Tayla Holman Health & wellness,Intern life,Work life In Sickness and in Health – Dealing with Illnesses at Work

In Sickness and in Health – Dealing with Illnesses at Work

I am sadly coming up on my last week at WEGO Health before I head back to Hofstra. Today, in helping prepare for next month’s “Back to Work” theme, I started doing some research about how to balance work and health. Much of what I found boiled down to the same basic sentiment: Tell your boss about your condition/health problems only if it will affect your ability to do your job. If not, don’t bother.

As someone who has actually left a job for medical reasons, I find this line of thinking a little troubling. When I was a junior in high school, I was working at a gift shop in Copley Square. I happened to come into work at the same time we would be receiving shipments for the day, meaning that after a 7 or 8 hour school day, I had to go to work and start lifting boxes and putting away merchandise.  At first it wasn’t a problem, and I made it through the first couple of weeks just fine.

After a month or so, however, I started to notice that the physical nature of the job was starting to wear on me.
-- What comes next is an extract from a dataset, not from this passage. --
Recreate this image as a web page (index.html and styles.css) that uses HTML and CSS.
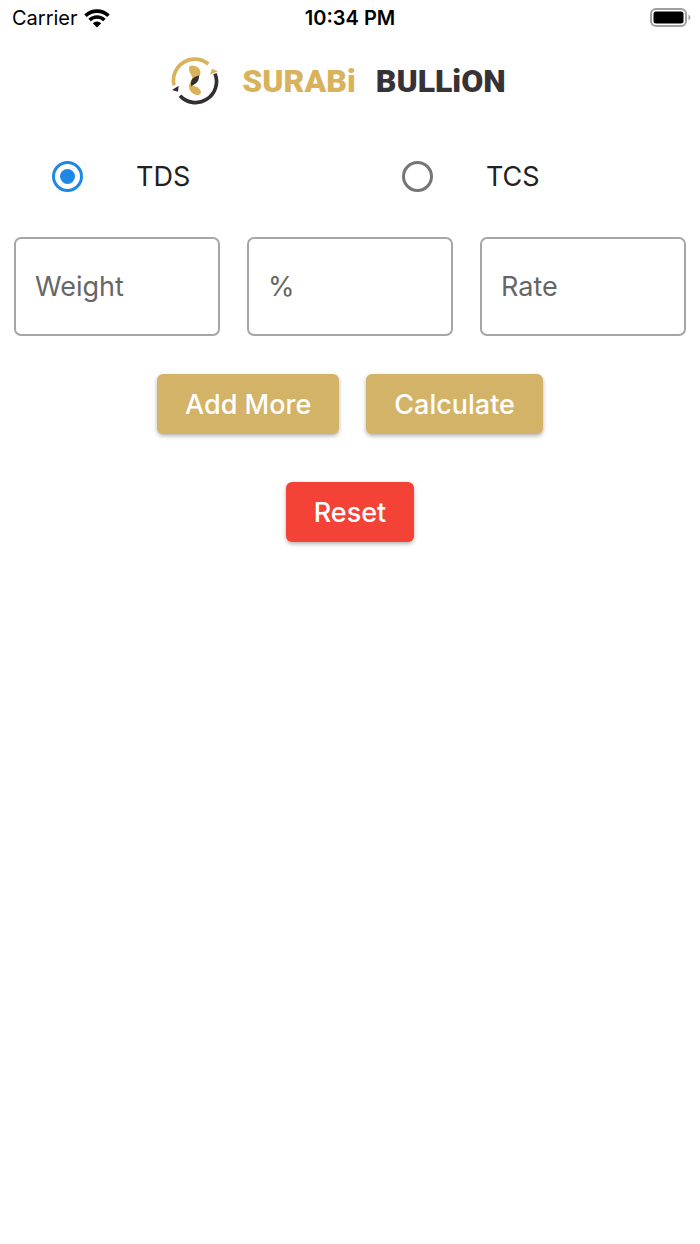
FILE: index.html
```html
<!DOCTYPE html>
<html lang="en">
<head>
<meta charset="utf-8">
<meta name="viewport" content="width=device-width, initial-scale=1">
<title>Surabi Bullion</title>
<link rel="stylesheet" href="styles.css">
</head>
<body>
<div class="status">
  <div class="carrier">
    <span>Carrier</span>
    <svg class="wifi" viewBox="0 0 26 19" aria-hidden="true">
      <path d="M1.5 6.8a16.5 16.5 0 0 1 23 0M5.6 11a10.6 10.6 0 0 1 14.8 0" fill="none" stroke="#000" stroke-width="3.6"/>
      <path d="M13 18.6l-4.2-4.3a6 6 0 0 1 8.4 0z"/>
    </svg>
  </div>
  <time class="clock">10:34 PM</time>
  <svg class="battery" viewBox="0 0 42 20" aria-hidden="true">
    <rect x="1" y="1" width="35" height="17" rx="5" fill="#fff" stroke="#a0a0a0" stroke-width="2"/>
    <rect x="3.5" y="3.5" width="30" height="12" rx="2.5"/>
    <path d="M38.5 6.5q4 3 0 6z" fill="#a0a0a0"/>
  </svg>
</div>
<header class="brand">
  <svg class="mark" viewBox="17 21 150 150" aria-hidden="true">
    <g fill="none" stroke-width="11">
      <path d="M132 45A64 64 0 0 0 29 109" stroke="#d8b25c"/>
      <path d="M152 74A63 63 0 0 1 47 140" stroke="#322e31"/>
    </g>
    <path d="M143 59L161 67L137 77Z" fill="#d8b25c"/>
    <path d="M23 123L43 110L41 128Z" fill="#322e31"/>
    <path d="M74 58C74 48 84 49 92 51C107 55 112 70 106 81C99 85 90 86 83 96C88 80 72 72 74 58Z" fill="#d8b25c"/>
    <path d="M81 96C72 106 72 118 80 128C90 139 109 143 110 130C107 116 94 110 84 111Z" fill="#d8b25c"/>
    <path d="M104 79C105 91 101 99 93 104C87 107 84 109 82 113C77 103 80 92 87 87C93 83 98 83 104 79Z" fill="#322e31"/>
  </svg>
  <h1 class="name"><span class="gold">SURABi</span><span>BULLiON</span></h1>
</header>
<form class="form">
  <div class="choices">
    <label class="choice"><input class="radio" type="radio" name="tax" checked><span>TDS</span></label>
    <label class="choice"><input class="radio" type="radio" name="tax"><span>TCS</span></label>
  </div>
  <div class="fields">
    <input class="field" type="text" placeholder="Weight" aria-label="Weight">
    <input class="field" type="text" placeholder="%" aria-label="Percent">
    <input class="field" type="text" placeholder="Rate" aria-label="Rate">
  </div>
  <div class="actions">
    <button class="button" type="button">Add More</button>
    <button class="button" type="button">Calculate</button>
  </div>
  <div class="actions">
    <button class="button danger" type="reset">Reset</button>
  </div>
</form>
</body>
</html>
```
FILE: styles.css
```css
* { box-sizing: border-box; }
body {
  margin: 0;
  background: #fff;
  color: #212121;
  font-family: Inter, "Liberation Sans", sans-serif;
  font-size: 27px;
}
.status {
  display: grid;
  grid-template-columns: 1fr auto 1fr;
  align-items: center;
  height: 36px;
  padding: 0 8px;
  color: #000;
  font-size: 20px;
}
.carrier { display: flex; align-items: center; gap: 6px; padding-left: 4px; }
.wifi { width: 26px; height: 19px; }
.clock { font-weight: 600; }
.battery { width: 42px; height: 20px; justify-self: end; }
.brand {
  display: flex;
  align-items: center;
  justify-content: center;
  gap: 22px;
  padding: 20px 24px 0 0;
}
.mark { width: 50px; height: 50px; }
.name {
  display: flex;
  gap: 20px;
  margin: 0;
  color: #373235;
  font-family: Roboto, "Liberation Sans", sans-serif;
  font-size: 32px;
  font-weight: 900;
  line-height: 40px;
}
.gold { color: #d8b25c; }
.choices {
  display: grid;
  grid-template-columns: 1fr 1fr;
  padding-top: 50px;
}
.choice {
  display: flex;
  align-items: center;
  gap: 53px;
  height: 40px;
  padding-left: 52px;
}
.radio {
  appearance: none;
  display: grid;
  place-items: center;
  width: 31px;
  height: 31px;
  margin: 0;
  border: 3px solid #757575;
  border-radius: 50%;
}
.radio:checked { border-color: #1e88e5; }
.radio:checked::before {
  content: "";
  width: 15px;
  height: 15px;
  border-radius: 50%;
  background: #1e88e5;
}
.fields {
  display: grid;
  grid-template-columns: repeat(3, 1fr);
  gap: 27px;
  padding: 41px 14px 38px;
}
.field {
  width: 100%;
  min-width: 0;
  height: 99px;
  padding: 0 19px;
  border: 2px solid #a6a6a6;
  border-radius: 7px;
  background: #fff;
  color: inherit;
  font: inherit;
}
.field::placeholder { color: #666; opacity: 1; }
.actions {
  display: flex;
  justify-content: center;
  gap: 27px;
  padding-bottom: 48px;
}
.button {
  height: 60px;
  padding: 0 28px;
  border: 0;
  border-radius: 6px;
  background: #d3b368;
  color: #fff;
  box-shadow: 0 2px 4px rgba(0, 0, 0, .3);
  font: inherit;
  font-weight: 500;
}
.danger { background: #f44336; }
```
The job came less than a year after I was diagnosed with anemia and orthostatic hypotension. I would often get dizzy as a result of changing positions too fast or exerting myself a little more than I should have. After a particularly hectic week in October, at the urging of my guidance counselor, I called my boss and told him that I wouldn’t be able to continue working there. I didn’t give any more details than I felt were necessary. To this day, that is the only job I have ever quit.

Had I discussed my condition with my boss, I might have been able to continue working there. Or he might have decided to let me go. Who knows what would have happened. The fact of the matter is that by deciding not to talk about my health, I let it affect my ability to do my job. It might not have had to end the way it did. But this was five years ago, and if I had known then what I know now, I might have chosen to have a discussion with my boss and try to work out a solution while still fulfilling my duties.

So if you have a health condition, be it mental or physical, yes, it is entirely your prerogative whether to inform your boss or not. But I highly suggest weighing the risks and benefits of doing so or not doing so. Even if you doubt that your condition will affect your ability to do your job, there is always the possibility that it will. Having that discussion with your employer is really a matter of preempting a potentially harmful situation. If I had the chance to relive my gift shop days, I would have talked to my boss about my diagnoses the first day I started working there.

I’m sure there are some people who have reasons not to discuss their health with their employer. To these people I say, if you are worried about discrimination or anything of the sort, please know that you have rights. The Americans with Disabilities Act exists for just such reasons, as well as the Family Medical Leave Act if something happens to a relative and you need to take a leave of absence. Don’t hide your illness out of fear, because you may end up making things worse for yourself in the end.